The ILWU held a press conference along with local leaders from the Bay Area’s Filipino community during the third week in March to demand that contaminated waste from the Grand Princess cruise ship, quarantined in San Francisco Bay, be safely disposed of. Also, they demanded adequate medical treatment for all workers still aboard the vessel and a safe repatriation of the staff.

Port companies had planned to expose both dockworkers and community members to the coronavirus by trucking the waste through the East Bay community. The ILWU demanded that the contaminated waste from the ship be disposed of safely through water-side offloading and barge removal. After the press conference, the port bosses backed down and agreed to union and community members’ demands.

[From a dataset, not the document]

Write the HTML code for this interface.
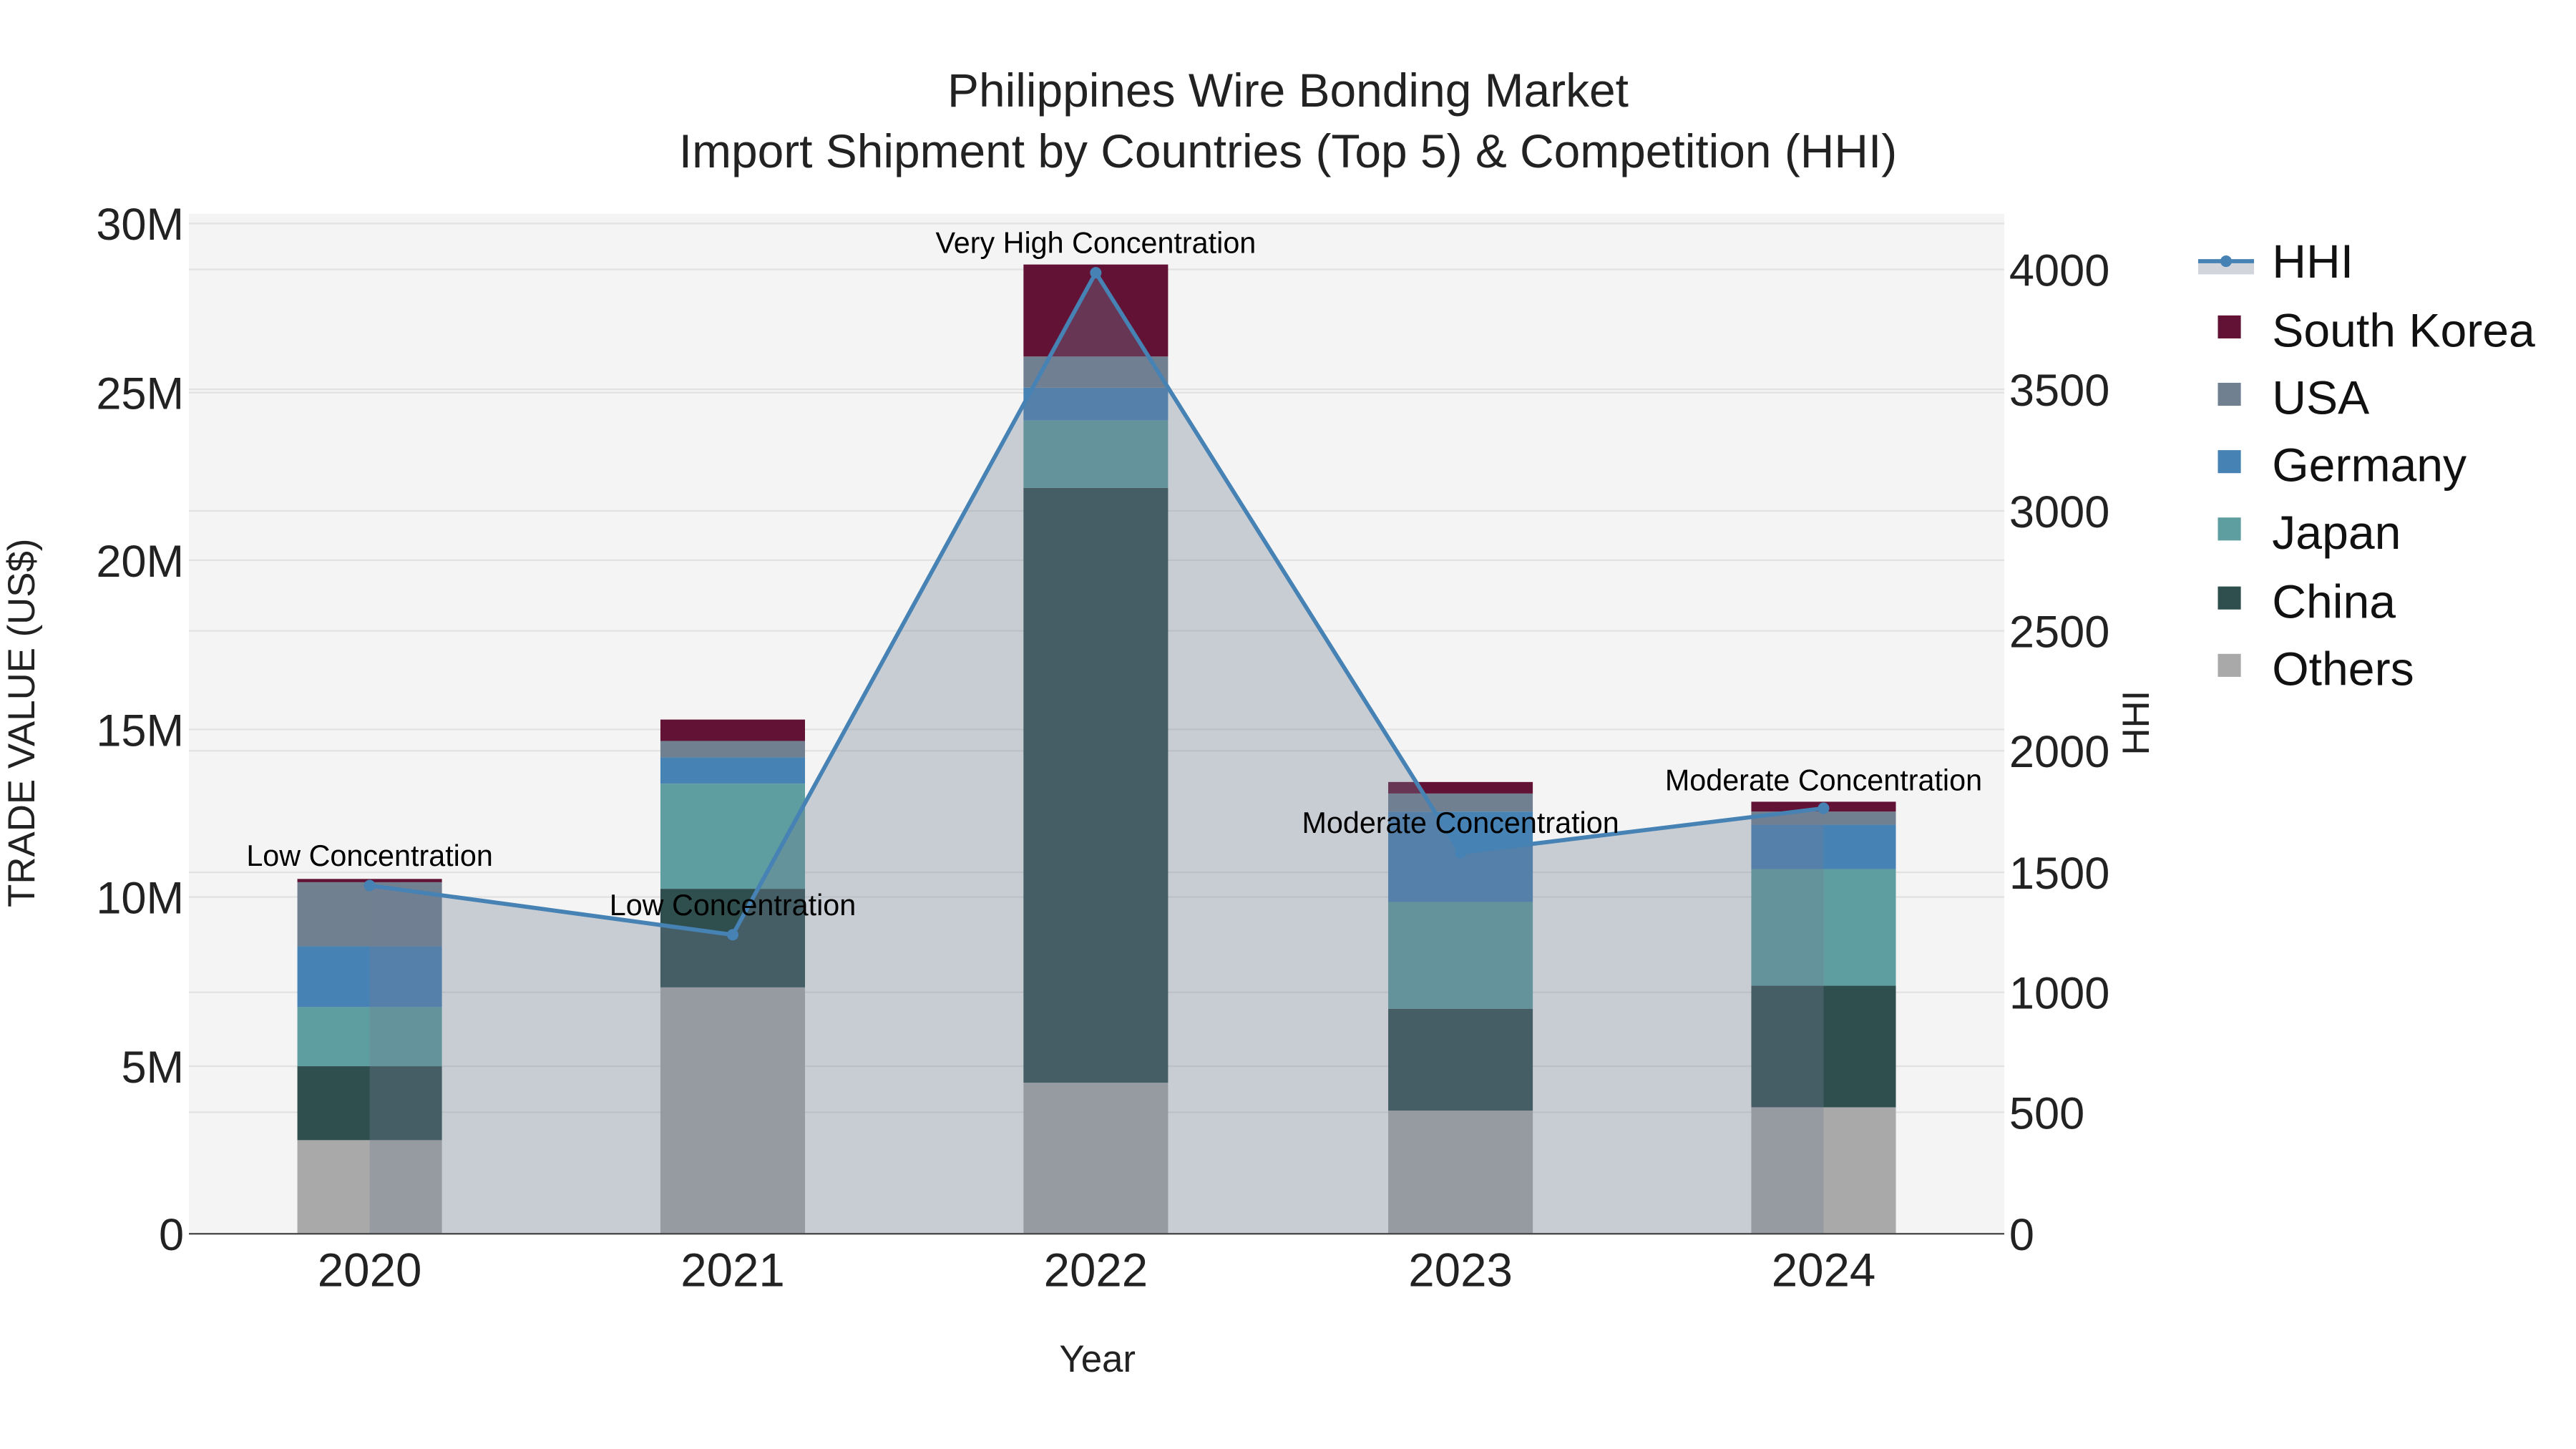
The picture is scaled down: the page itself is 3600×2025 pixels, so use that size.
<!DOCTYPE html>
<html><head><meta charset="utf-8"><style>
html,body{margin:0;padding:0;background:#fff;}
svg{display:block;}
text{font-family:"Liberation Sans",sans-serif;}
</style></head><body>
<svg width="3600" height="2025" viewBox="0 0 1568 882" xmlns="http://www.w3.org/2000/svg">
<rect x="0" y="0" width="1568" height="882" fill="#fff"/>
<rect x="115" y="130" width="1105" height="621" fill="#f4f4f4"/>
<g stroke="#e2e2e2" stroke-width="1">
<line x1="115" x2="1220" y1="136" y2="136"/><line x1="115" x2="1220" y1="239" y2="239"/>
<line x1="115" x2="1220" y1="341" y2="341"/><line x1="115" x2="1220" y1="444" y2="444"/>
<line x1="115" x2="1220" y1="546" y2="546"/><line x1="115" x2="1220" y1="649" y2="649"/>
<line x1="115" x2="1220" y1="164" y2="164"/><line x1="115" x2="1220" y1="237" y2="237"/>
<line x1="115" x2="1220" y1="311" y2="311"/><line x1="115" x2="1220" y1="384" y2="384"/>
<line x1="115" x2="1220" y1="457" y2="457"/><line x1="115" x2="1220" y1="531" y2="531"/>
<line x1="115" x2="1220" y1="604" y2="604"/><line x1="115" x2="1220" y1="677" y2="677"/>
</g>
<g>
<rect x="181" y="694" width="88" height="57" fill="#a9a9a9"/>
<rect x="181" y="649" width="88" height="45" fill="#2f4f4f"/>
<rect x="181" y="613" width="88" height="36" fill="#5f9ea0"/>
<rect x="181" y="576" width="88" height="37" fill="#4682b4"/>
<rect x="181" y="537" width="88" height="39" fill="#708090"/>
<rect x="181" y="535" width="88" height="2" fill="#621335"/>

<rect x="402" y="601" width="88" height="150" fill="#a9a9a9"/>
<rect x="402" y="541" width="88" height="60" fill="#2f4f4f"/>
<rect x="402" y="477" width="88" height="64" fill="#5f9ea0"/>
<rect x="402" y="461" width="88" height="16" fill="#4682b4"/>
<rect x="402" y="451" width="88" height="10" fill="#708090"/>
<rect x="402" y="438" width="88" height="13" fill="#621335"/>

<rect x="623" y="659" width="88" height="92" fill="#a9a9a9"/>
<rect x="623" y="297" width="88" height="362" fill="#2f4f4f"/>
<rect x="623" y="256" width="88" height="41" fill="#5f9ea0"/>
<rect x="623" y="236" width="88" height="20" fill="#4682b4"/>
<rect x="623" y="217" width="88" height="19" fill="#708090"/>
<rect x="623" y="161" width="88" height="56" fill="#621335"/>

<rect x="845" y="676" width="88" height="75" fill="#a9a9a9"/>
<rect x="845" y="614" width="88" height="62" fill="#2f4f4f"/>
<rect x="845" y="549" width="88" height="65" fill="#5f9ea0"/>
<rect x="845" y="494" width="88" height="55" fill="#4682b4"/>
<rect x="845" y="483" width="88" height="11" fill="#708090"/>
<rect x="845" y="476" width="88" height="7" fill="#621335"/>

<rect x="1066" y="674" width="88" height="77" fill="#a9a9a9"/>
<rect x="1066" y="600" width="88" height="74" fill="#2f4f4f"/>
<rect x="1066" y="529" width="88" height="71" fill="#5f9ea0"/>
<rect x="1066" y="502" width="88" height="27" fill="#4682b4"/>
<rect x="1066" y="494" width="88" height="8" fill="#708090"/>
<rect x="1066" y="488" width="88" height="6" fill="#621335"/>
</g>
<polygon points="225,539 446,569 667,166 889,519 1110,492 1110,751 225,751" fill="rgb(115,127,148)" fill-opacity="0.333"/>
<polyline points="225,539 446,569 667,166 889,519 1110,492" fill="none" stroke="#4682b4" stroke-width="2.5"/>
<g fill="#4682b4"><circle cx="225" cy="539" r="3.5"/><circle cx="446" cy="569" r="3.5"/><circle cx="667" cy="166" r="3.5"/><circle cx="889" cy="519" r="3.5"/><circle cx="1110" cy="492" r="3.5"/></g>
<line x1="115" x2="1220" y1="751" y2="751" stroke="#444" stroke-width="1"/>
<g font-size="18" fill="#000" text-anchor="middle">
<text x="225" y="527">Low Concentration</text>
<text x="446" y="557">Low Concentration</text>
<text x="667" y="154">Very High Concentration</text>
<text x="889" y="507">Moderate Concentration</text>
<text x="1110" y="481">Moderate Concentration</text>
</g>
<g text-anchor="middle" fill="#222" font-size="28.7">
<text x="784" y="65">Philippines Wire Bonding Market</text>
<text x="784" y="102">Import Shipment by Countries (Top 5) &amp; Competition (HHI)</text>
</g>
<g font-size="27.5" fill="#222" text-anchor="end">
<text x="112" y="146">30M</text><text x="112" y="249">25M</text><text x="112" y="351">20M</text>
<text x="112" y="454">15M</text><text x="112" y="556">10M</text><text x="112" y="659">5M</text><text x="112" y="761">0</text>
</g>
<g font-size="27.5" fill="#222" text-anchor="start">
<text x="1223" y="174">4000</text><text x="1223" y="247">3500</text><text x="1223" y="321">3000</text>
<text x="1223" y="394">2500</text><text x="1223" y="467">2000</text><text x="1223" y="541">1500</text>
<text x="1223" y="614">1000</text><text x="1223" y="687">500</text><text x="1223" y="761">0</text>
</g>
<g font-size="28.5" fill="#222" text-anchor="middle">
<text x="225" y="783">2020</text><text x="446" y="783">2021</text><text x="667" y="783">2022</text><text x="889" y="783">2023</text><text x="1110" y="783">2024</text>
</g>
<text x="668" y="835" font-size="23" fill="#222" text-anchor="middle">Year</text>
<text transform="translate(21,440) rotate(-90)" font-size="23" fill="#222" text-anchor="middle">TRADE VALUE (US$)</text>
<text transform="translate(1308,440) rotate(-90)" font-size="23" fill="#222" text-anchor="middle">HHI</text>
<rect x="1338" y="159" width="34" height="8" fill="#d1d5db"/>
<line x1="1338" x2="1372" y1="159" y2="159" stroke="#4682b4" stroke-width="2.5"/>
<circle cx="1355" cy="159" r="3.5" fill="#4682b4"/>
<g font-size="28.8" fill="#111">
<text x="1383" y="169">HHI</text>
<text x="1383" y="211">South Korea</text>
<text x="1383" y="252">USA</text>
<text x="1383" y="293">Germany</text>
<text x="1383" y="334">Japan</text>
<text x="1383" y="376">China</text>
<text x="1383" y="417">Others</text>
</g>
<rect x="1350" y="192" width="14" height="14" fill="#621335"/>
<rect x="1350" y="233" width="14" height="14" fill="#708090"/>
<rect x="1350" y="274" width="14" height="14" fill="#4682b4"/>
<rect x="1350" y="315" width="14" height="14" fill="#5f9ea0"/>
<rect x="1350" y="357" width="14" height="14" fill="#2f4f4f"/>
<rect x="1350" y="398" width="14" height="14" fill="#a9a9a9"/>
</svg>
</body></html>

While the dockworkers on the West Coast continue to fight for sanitation standards, the ILWU is using its power to support the thousands of workers they represent in industries “on the other side of the gate,” referring to workers outside of the port terminals. From the nearly 400 workers laid off at Powell’s Books in Portland, Ore., to the workers at Anchorsteam Brewing in San Francisco, to education, veterinarian and warehouse workers, the ILWU is working to ensure that inland workers have safe working conditions and enough cash to survive.

It is courageous for the ILWU to make these demands while it is under intense union-busting pressure from legal proceedings. In Portland, a judge awarded the terminal operator ICTS a $96-million settlement against the ILWU for a slowdown action which began in 2012. Although the original award to ICTS was later reduced by $19 million, it is still more than twice the ILWU’s total assets, threatening the dockworkers’ union with bankruptcy.

A union spokesperson says: “The ILWU has been hit with this massive fine that will have a chilling effect not only for the longshoremen’s union, but for workers far beyond the waterfront if we don’t act. Now is the time to organize in the face of this terrifying disease. 

“And as the saying goes, an injury to one is an injury to all. That’s never been more true than right now.”